**EXERCISE BRIEF:**
Retype only what runs from the first line of the listing to the line holding "const widths = [271, 275, 187, 193, 411, 109];", both included. Do not retype the pictures.

**DATASET EXTRACT:**

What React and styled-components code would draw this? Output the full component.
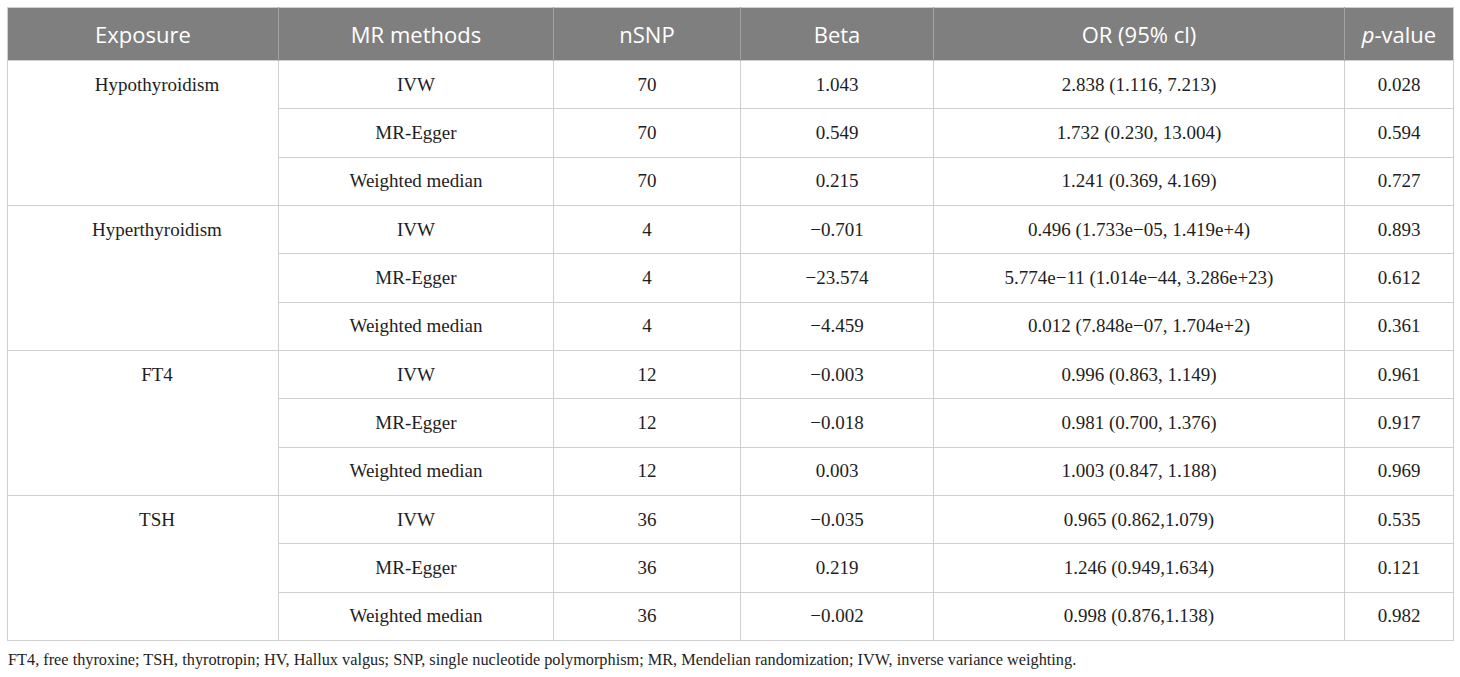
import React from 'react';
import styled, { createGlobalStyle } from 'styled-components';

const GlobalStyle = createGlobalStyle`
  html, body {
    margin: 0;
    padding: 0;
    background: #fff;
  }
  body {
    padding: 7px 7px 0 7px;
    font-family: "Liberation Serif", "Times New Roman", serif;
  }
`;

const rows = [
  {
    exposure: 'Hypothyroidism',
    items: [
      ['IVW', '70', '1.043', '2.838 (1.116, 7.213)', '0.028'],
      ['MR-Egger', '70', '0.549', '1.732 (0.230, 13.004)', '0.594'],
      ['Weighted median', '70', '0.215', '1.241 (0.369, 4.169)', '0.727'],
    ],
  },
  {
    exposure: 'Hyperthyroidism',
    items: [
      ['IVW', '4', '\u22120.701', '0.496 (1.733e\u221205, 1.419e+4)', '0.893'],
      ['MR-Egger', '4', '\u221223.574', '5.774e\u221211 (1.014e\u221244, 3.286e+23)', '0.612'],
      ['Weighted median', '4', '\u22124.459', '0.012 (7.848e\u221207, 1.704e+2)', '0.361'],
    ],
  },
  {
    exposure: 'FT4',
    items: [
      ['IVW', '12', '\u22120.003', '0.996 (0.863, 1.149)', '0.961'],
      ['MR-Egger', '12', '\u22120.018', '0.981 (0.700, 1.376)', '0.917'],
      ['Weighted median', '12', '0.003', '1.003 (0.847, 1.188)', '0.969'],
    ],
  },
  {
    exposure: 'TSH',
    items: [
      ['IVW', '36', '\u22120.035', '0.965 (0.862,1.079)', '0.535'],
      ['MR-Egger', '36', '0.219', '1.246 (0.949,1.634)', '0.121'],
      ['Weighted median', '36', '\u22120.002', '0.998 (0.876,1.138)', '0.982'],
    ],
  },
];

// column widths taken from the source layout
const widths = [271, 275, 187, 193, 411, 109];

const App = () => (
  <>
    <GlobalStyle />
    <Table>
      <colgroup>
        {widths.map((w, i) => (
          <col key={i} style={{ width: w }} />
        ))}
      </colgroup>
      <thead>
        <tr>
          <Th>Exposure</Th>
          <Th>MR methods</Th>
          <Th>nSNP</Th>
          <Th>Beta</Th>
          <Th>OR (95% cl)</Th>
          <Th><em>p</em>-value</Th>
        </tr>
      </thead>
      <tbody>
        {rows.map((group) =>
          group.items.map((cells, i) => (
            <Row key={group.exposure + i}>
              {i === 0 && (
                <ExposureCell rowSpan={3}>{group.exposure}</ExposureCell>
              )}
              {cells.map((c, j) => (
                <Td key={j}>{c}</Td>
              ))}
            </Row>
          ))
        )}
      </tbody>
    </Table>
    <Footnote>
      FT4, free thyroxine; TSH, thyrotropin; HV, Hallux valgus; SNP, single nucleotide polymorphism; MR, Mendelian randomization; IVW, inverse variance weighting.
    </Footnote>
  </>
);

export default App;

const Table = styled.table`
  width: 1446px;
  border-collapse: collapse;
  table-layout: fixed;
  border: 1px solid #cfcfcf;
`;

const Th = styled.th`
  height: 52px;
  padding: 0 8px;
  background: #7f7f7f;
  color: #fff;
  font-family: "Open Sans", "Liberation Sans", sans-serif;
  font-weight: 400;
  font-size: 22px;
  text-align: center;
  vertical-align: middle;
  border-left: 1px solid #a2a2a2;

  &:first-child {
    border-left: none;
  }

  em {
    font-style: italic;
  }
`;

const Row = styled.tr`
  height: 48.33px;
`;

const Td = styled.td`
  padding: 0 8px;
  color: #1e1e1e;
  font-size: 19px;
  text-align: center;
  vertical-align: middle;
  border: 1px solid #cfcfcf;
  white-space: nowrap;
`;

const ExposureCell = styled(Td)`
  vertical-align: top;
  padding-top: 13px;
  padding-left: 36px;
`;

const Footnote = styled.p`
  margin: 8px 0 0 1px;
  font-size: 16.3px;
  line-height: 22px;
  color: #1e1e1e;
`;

**ANSWER BELOW:**
What React and styled-components code would draw this? Output the full component.
import React from 'react';
import styled, { createGlobalStyle } from 'styled-components';

const GlobalStyle = createGlobalStyle`
  html, body {
    margin: 0;
    padding: 0;
    background: #fff;
  }
  body {
    padding: 7px 7px 0 7px;
    font-family: "Liberation Serif", "Times New Roman", serif;
  }
`;

const rows = [
  {
    exposure: 'Hypothyroidism',
    items: [
      ['IVW', '70', '1.043', '2.838 (1.116, 7.213)', '0.028'],
      ['MR-Egger', '70', '0.549', '1.732 (0.230, 13.004)', '0.594'],
      ['Weighted median', '70', '0.215', '1.241 (0.369, 4.169)', '0.727'],
    ],
  },
  {
    exposure: 'Hyperthyroidism',
    items: [
      ['IVW', '4', '\u22120.701', '0.496 (1.733e\u221205, 1.419e+4)', '0.893'],
      ['MR-Egger', '4', '\u221223.574', '5.774e\u221211 (1.014e\u221244, 3.286e+23)', '0.612'],
      ['Weighted median', '4', '\u22124.459', '0.012 (7.848e\u221207, 1.704e+2)', '0.361'],
    ],
  },
  {
    exposure: 'FT4',
    items: [
      ['IVW', '12', '\u22120.003', '0.996 (0.863, 1.149)', '0.961'],
      ['MR-Egger', '12', '\u22120.018', '0.981 (0.700, 1.376)', '0.917'],
      ['Weighted median', '12', '0.003', '1.003 (0.847, 1.188)', '0.969'],
    ],
  },
  {
    exposure: 'TSH',
    items: [
      ['IVW', '36', '\u22120.035', '0.965 (0.862,1.079)', '0.535'],
      ['MR-Egger', '36', '0.219', '1.246 (0.949,1.634)', '0.121'],
      ['Weighted median', '36', '\u22120.002', '0.998 (0.876,1.138)', '0.982'],
    ],
  },
];

// column widths taken from the source layout
const widths = [271, 275, 187, 193, 411, 109];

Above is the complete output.